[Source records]
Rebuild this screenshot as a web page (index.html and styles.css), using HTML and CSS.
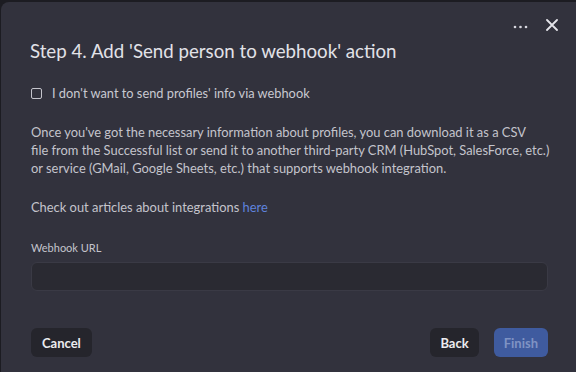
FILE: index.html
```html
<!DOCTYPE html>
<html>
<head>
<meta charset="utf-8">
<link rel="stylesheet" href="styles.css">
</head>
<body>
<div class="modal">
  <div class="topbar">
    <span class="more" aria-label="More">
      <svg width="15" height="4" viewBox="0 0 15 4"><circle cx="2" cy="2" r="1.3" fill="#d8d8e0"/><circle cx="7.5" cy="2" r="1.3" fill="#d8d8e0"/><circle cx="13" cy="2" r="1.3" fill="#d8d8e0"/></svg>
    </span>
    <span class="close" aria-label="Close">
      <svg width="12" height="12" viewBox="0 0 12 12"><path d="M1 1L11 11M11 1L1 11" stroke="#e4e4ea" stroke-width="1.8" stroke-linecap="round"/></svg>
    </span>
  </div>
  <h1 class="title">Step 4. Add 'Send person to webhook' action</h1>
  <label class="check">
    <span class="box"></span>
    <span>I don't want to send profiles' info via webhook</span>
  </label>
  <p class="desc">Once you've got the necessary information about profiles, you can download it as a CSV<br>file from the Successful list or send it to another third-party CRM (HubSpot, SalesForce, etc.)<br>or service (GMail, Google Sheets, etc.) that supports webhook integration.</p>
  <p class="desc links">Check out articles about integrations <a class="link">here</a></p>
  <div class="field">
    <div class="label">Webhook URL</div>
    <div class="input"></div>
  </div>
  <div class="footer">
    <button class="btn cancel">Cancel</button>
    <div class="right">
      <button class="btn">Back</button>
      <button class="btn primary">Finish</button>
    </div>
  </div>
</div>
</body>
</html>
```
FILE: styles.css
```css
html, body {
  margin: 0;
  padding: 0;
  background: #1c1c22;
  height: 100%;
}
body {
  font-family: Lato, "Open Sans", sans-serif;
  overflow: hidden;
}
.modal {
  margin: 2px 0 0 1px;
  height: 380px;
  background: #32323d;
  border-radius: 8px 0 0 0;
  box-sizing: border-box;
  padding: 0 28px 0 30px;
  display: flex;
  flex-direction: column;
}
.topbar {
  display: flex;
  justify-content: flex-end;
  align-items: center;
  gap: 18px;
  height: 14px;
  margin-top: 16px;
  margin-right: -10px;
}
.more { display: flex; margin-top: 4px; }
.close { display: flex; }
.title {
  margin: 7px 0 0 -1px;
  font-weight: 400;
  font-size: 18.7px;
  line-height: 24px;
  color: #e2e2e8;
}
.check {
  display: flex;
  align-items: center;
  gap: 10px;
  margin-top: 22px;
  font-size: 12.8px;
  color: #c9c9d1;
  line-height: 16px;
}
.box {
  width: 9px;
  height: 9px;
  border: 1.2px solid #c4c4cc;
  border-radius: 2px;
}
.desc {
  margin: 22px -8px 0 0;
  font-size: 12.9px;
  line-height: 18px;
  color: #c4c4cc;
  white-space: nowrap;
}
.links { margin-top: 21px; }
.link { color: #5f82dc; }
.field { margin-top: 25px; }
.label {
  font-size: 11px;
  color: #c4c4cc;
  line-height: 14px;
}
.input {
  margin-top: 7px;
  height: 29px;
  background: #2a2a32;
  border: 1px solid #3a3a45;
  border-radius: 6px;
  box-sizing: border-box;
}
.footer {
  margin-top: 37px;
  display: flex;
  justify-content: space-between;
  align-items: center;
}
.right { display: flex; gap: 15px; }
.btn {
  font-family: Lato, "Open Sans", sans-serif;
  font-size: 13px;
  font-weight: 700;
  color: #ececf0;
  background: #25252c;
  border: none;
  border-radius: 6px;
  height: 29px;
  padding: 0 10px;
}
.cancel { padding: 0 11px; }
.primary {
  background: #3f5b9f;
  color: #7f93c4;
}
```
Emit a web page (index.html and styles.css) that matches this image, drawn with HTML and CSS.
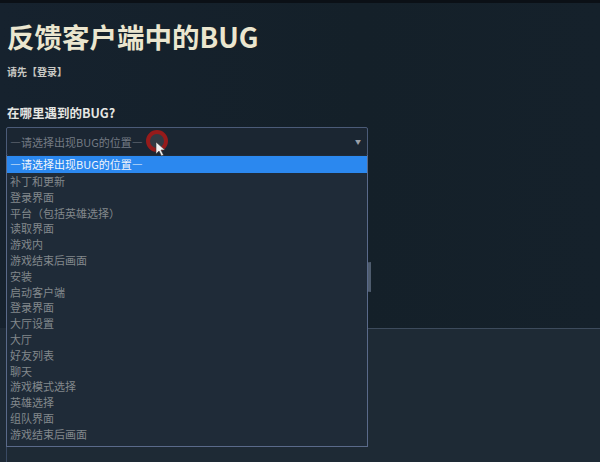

# Task brief
Repeat everything in the records precisely. Images are excluded from the copy.

# Answer below
Rebuild this screenshot as a web page (index.html and styles.css), using HTML and CSS.
FILE: index.html
```html
<!DOCTYPE html>
<html>
<head>
<meta charset="utf-8">
<link rel="stylesheet" href="styles.css">
</head>
<body>
<div class="modal">
  <div class="topbar">
    <span class="more" aria-label="More">
      <svg width="15" height="4" viewBox="0 0 15 4"><circle cx="2" cy="2" r="1.3" fill="#d8d8e0"/><circle cx="7.5" cy="2" r="1.3" fill="#d8d8e0"/><circle cx="13" cy="2" r="1.3" fill="#d8d8e0"/></svg>
    </span>
    <span class="close" aria-label="Close">
      <svg width="12" height="12" viewBox="0 0 12 12"><path d="M1 1L11 11M11 1L1 11" stroke="#e4e4ea" stroke-width="1.8" stroke-linecap="round"/></svg>
    </span>
  </div>
  <h1 class="title">Step 4. Add 'Send person to webhook' action</h1>
  <label class="check">
    <span class="box"></span>
    <span>I don't want to send profiles' info via webhook</span>
  </label>
  <p class="desc">Once you've got the necessary information about profiles, you can download it as a CSV<br>file from the Successful list or send it to another third-party CRM (HubSpot, SalesForce, etc.)<br>or service (GMail, Google Sheets, etc.) that supports webhook integration.</p>
  <p class="desc links">Check out articles about integrations <a class="link">here</a></p>
  <div class="field">
    <div class="label">Webhook URL</div>
    <div class="input"></div>
  </div>
  <div class="footer">
    <button class="btn cancel">Cancel</button>
    <div class="right">
      <button class="btn">Back</button>
      <button class="btn primary">Finish</button>
    </div>
  </div>
</div>
</body>
</html>
```
FILE: styles.css
```css
html, body {
  margin: 0;
  padding: 0;
  background: #1c1c22;
  height: 100%;
}
body {
  font-family: Lato, "Open Sans", sans-serif;
  overflow: hidden;
}
.modal {
  margin: 2px 0 0 1px;
  height: 380px;
  background: #32323d;
  border-radius: 8px 0 0 0;
  box-sizing: border-box;
  padding: 0 28px 0 30px;
  display: flex;
  flex-direction: column;
}
.topbar {
  display: flex;
  justify-content: flex-end;
  align-items: center;
  gap: 18px;
  height: 14px;
  margin-top: 16px;
  margin-right: -10px;
}
.more { display: flex; margin-top: 4px; }
.close { display: flex; }
.title {
  margin: 7px 0 0 -1px;
  font-weight: 400;
  font-size: 18.7px;
  line-height: 24px;
  color: #e2e2e8;
}
.check {
  display: flex;
  align-items: center;
  gap: 10px;
  margin-top: 22px;
  font-size: 12.8px;
  color: #c9c9d1;
  line-height: 16px;
}
.box {
  width: 9px;
  height: 9px;
  border: 1.2px solid #c4c4cc;
  border-radius: 2px;
}
.desc {
  margin: 22px -8px 0 0;
  font-size: 12.9px;
  line-height: 18px;
  color: #c4c4cc;
  white-space: nowrap;
}
.links { margin-top: 21px; }
.link { color: #5f82dc; }
.field { margin-top: 25px; }
.label {
  font-size: 11px;
  color: #c4c4cc;
  line-height: 14px;
}
.input {
  margin-top: 7px;
  height: 29px;
  background: #2a2a32;
  border: 1px solid #3a3a45;
  border-radius: 6px;
  box-sizing: border-box;
}
.footer {
  margin-top: 37px;
  display: flex;
  justify-content: space-between;
  align-items: center;
}
.right { display: flex; gap: 15px; }
.btn {
  font-family: Lato, "Open Sans", sans-serif;
  font-size: 13px;
  font-weight: 700;
  color: #ececf0;
  background: #25252c;
  border: none;
  border-radius: 6px;
  height: 29px;
  padding: 0 10px;
}
.cancel { padding: 0 11px; }
.primary {
  background: #3f5b9f;
  color: #7f93c4;
}
```
Emit a web page (index.html and styles.css) that matches this image, drawn with HTML and CSS.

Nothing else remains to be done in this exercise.